This week’s curated content includes links exploring the following:
- An exploration in the foundational question “What is e-learning”
- A guide to experimenting and prototyping
- When should you buy content off-the-shelf
- A look at Jane Hart’s annual Learning Tools survey results
- 14 ways to get more out of Google Drive
- 3 things to consider before building your next learning program
What is e-Learning? by Michael Allen
E-learning is a term that has been in existence for decades. Over that time, e-learning as a concept has evolved and advanced, creating a wide spectrum of experiences and program types. This post looks to answer “What is e-learning?” in the context of 2019.
A guide to experimenting and prototyping by Kelly Lai
This is a great post exploring the why and how of experimenting and prototyping. The core reason I share it here is for the details it provides around why experimenting and prototyping make business sense.
5 Types of Learning Content You Should Buy Off the Shelf by A.J. O’Connell
Not all learning content should be created internally. Sometimes it’s easier and more cost-effective to buy content off-the-shelf. But… what are those times?
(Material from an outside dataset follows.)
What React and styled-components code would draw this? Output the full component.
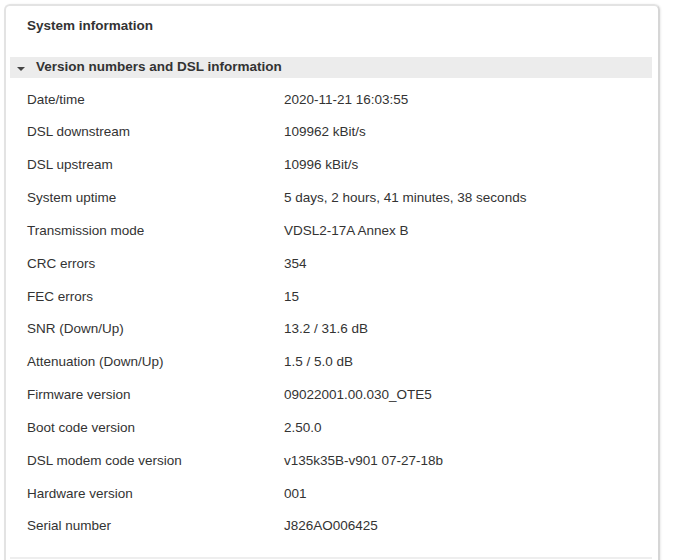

This post looks at 5 types of content that may be better served via off-the-shelf content.
Tops 200 Tools for Learning 2019 by Jane Hart
Each year Jane Hart does a survey of the tools people use for learning, publishing a ranked listing of the results. I always find the list interesting to see what people are using, and to discover new and emerging tools that I might add to my practice. H
14 incredibly useful things you didn’t know Google Drive could do by JR Raphael
We often judge a tool based on how we use it, but often the true power of a tool is determined by how deep we explore the tool. That’s why I love posts like this that dive into the powerful but underused functionality. If you use Google Drive, this is a great read.
Three Things to Do Before Building Your E-Learning Course by Tom Kuhlmann
In the fast-paced world of work, it easy to jump quickly into the task of building learning programs. Taking a bit more time to think about what you’re building before you start can often lead to better designs and a more efficient development cycle. This post examines three specific things you can consider doing before starting to build your next learning program.